Overall: Anyone choosing a speed or distance monitor should carefully consider question of an accelerometer system (like the Polar) vs. a GPS system. The reason I made the choice of the Polar 625x rather than a GPS is that it better suited the type of running I wanted to do. Principally, the majority of my running is either in town (including some quite narrow streets with tall buildings) or on routes with a lot of tree cover. Both terrain where GPS systems really struggle with reception. It will be interesting to see whether the new Garmin GPS based systems (205 and 305) have really solved these issues.
As for the other aspects of the units performance - I have found the speed and distance to be very accurate once calibrated (+/- 0.1 miles over an 8 mile run), however the measurement takes a bit of time to catch up with quick changes of pace (great for steady training or races, less good for interval training).
My main bugbear (apart from the looks) is that the advanced functions are quite difficult to use - for example, I have completely given up on programming intervals, as the programming itself is difficult enough, but as I don't use them often, I forget how to progress from the warm up to start the interval session - I end up either changing the display options, setting a lap time or turning the timer off instead!

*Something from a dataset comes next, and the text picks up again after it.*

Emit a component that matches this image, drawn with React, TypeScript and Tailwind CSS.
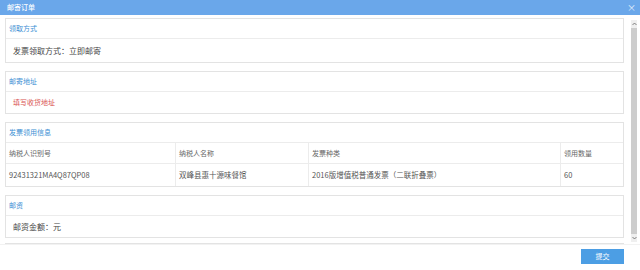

Overall, I'm pleased I bought the 625x. It has made a real difference to my training, whether helping me pace my runs, measure how far I have gone, but also remembering the key details of the workout for me to put in my training diary at a later date.
If you want to measure your speed and distance, don't want the disadvantages of a GPS system, and don't have unrealistic expectations that it will measure your interval efforts to the nearest metre, I would thoroughly recommend buying one.
In fact buy mine when I put it on Ebay after winning the competition to get one of those new good looking Garmin GPS systems!